* **ENTRIES PROVIDED**
══════

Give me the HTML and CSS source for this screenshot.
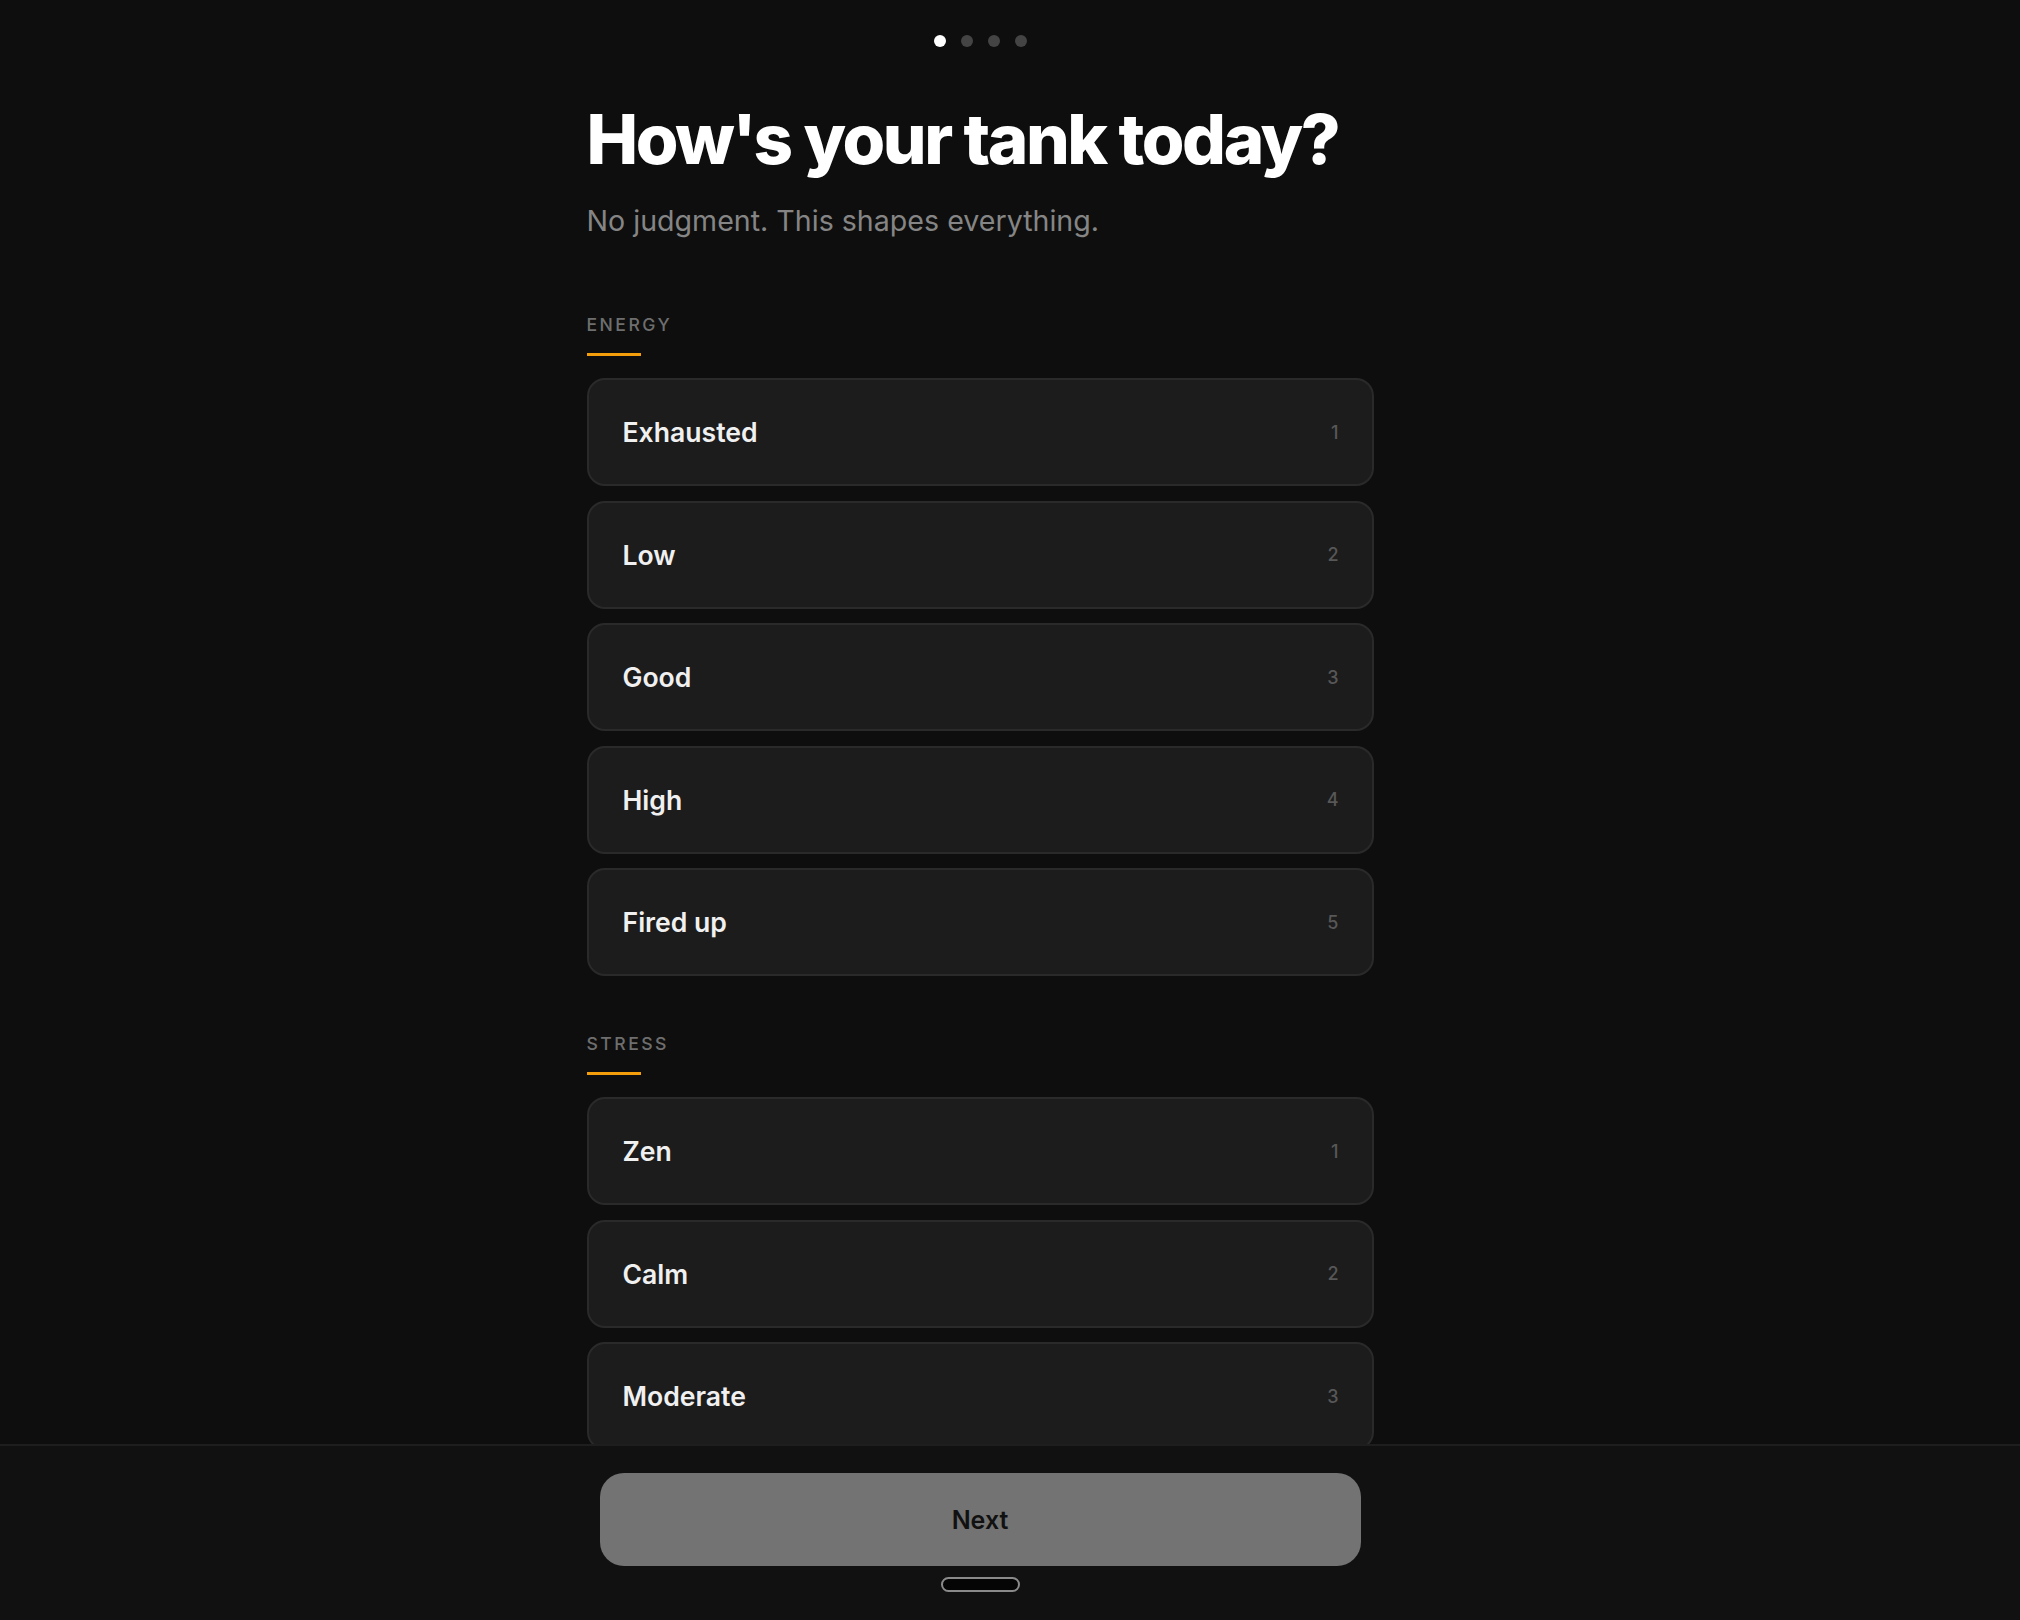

══════

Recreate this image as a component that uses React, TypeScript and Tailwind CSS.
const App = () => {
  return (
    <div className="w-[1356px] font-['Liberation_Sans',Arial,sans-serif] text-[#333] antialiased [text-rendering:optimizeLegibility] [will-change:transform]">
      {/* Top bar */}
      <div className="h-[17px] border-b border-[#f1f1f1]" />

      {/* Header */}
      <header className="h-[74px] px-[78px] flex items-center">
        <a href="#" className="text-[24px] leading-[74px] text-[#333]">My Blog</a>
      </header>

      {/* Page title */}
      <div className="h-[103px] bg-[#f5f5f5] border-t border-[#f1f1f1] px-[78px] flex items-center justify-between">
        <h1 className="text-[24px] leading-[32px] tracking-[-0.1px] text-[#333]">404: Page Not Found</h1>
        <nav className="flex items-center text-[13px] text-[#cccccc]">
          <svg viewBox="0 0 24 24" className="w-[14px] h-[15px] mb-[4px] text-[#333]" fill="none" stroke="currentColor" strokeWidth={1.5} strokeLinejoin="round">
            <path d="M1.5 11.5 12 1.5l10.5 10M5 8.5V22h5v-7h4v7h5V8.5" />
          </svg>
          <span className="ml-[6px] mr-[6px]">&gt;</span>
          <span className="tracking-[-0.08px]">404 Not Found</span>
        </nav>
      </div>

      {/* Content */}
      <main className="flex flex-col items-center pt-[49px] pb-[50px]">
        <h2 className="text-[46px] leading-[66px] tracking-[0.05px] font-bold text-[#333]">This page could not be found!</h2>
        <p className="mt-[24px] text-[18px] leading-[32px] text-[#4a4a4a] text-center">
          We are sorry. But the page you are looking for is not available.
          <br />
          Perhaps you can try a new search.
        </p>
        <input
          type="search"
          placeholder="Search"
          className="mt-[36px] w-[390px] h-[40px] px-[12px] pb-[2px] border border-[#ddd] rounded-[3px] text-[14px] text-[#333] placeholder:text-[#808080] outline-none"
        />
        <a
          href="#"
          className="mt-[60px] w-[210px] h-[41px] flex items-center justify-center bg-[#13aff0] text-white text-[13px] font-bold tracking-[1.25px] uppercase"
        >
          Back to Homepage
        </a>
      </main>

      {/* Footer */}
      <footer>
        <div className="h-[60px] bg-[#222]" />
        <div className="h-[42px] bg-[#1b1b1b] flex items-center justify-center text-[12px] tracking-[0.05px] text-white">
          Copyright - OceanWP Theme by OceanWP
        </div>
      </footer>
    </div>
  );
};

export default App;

══════

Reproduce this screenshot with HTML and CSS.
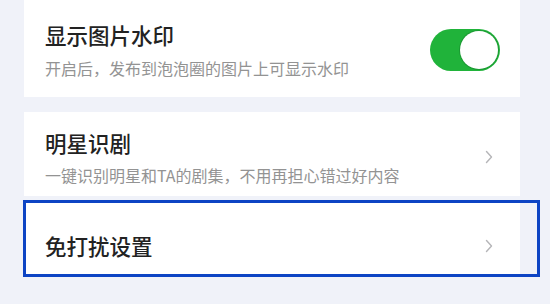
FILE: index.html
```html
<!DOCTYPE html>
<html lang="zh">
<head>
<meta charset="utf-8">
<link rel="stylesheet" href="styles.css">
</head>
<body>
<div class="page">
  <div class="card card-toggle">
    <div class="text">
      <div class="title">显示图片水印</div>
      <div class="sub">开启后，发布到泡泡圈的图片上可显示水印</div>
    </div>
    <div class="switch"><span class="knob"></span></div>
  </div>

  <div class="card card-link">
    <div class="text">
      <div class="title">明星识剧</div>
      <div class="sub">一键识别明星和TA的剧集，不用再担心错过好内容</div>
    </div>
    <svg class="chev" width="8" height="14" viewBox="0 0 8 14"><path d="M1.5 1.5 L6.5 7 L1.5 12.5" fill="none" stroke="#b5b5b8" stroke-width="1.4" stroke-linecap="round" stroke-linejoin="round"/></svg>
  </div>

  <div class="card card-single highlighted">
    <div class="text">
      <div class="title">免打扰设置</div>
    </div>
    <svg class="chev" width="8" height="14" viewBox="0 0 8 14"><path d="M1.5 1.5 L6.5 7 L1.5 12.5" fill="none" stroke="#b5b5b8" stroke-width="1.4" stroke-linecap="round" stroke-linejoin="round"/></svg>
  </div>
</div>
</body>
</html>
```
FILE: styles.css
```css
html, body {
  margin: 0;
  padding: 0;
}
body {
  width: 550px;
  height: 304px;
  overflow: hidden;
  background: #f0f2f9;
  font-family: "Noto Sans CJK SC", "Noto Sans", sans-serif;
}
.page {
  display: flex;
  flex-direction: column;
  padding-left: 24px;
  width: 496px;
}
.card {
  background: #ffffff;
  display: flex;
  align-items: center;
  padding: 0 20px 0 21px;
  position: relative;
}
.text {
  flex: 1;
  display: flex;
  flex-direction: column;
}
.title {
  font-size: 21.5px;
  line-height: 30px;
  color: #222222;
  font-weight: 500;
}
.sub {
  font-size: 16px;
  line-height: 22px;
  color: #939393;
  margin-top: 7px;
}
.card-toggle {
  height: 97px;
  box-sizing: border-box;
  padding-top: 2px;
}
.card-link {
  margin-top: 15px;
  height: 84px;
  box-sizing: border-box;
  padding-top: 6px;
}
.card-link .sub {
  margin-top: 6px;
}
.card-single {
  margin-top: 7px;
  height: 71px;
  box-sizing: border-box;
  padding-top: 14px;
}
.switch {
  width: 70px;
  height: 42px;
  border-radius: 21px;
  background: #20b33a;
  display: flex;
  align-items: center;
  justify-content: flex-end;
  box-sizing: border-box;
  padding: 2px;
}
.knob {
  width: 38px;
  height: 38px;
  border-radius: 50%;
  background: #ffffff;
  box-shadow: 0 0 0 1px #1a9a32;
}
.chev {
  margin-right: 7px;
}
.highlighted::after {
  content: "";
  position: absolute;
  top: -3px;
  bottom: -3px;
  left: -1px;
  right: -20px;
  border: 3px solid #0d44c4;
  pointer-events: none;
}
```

══════

* **YOUR GOAL**
List all lines where "screenshot" occurs.

* **SOLVED PROBLEM**
Give me the HTML and CSS source for this screenshot.
Reproduce this screenshot with HTML and CSS.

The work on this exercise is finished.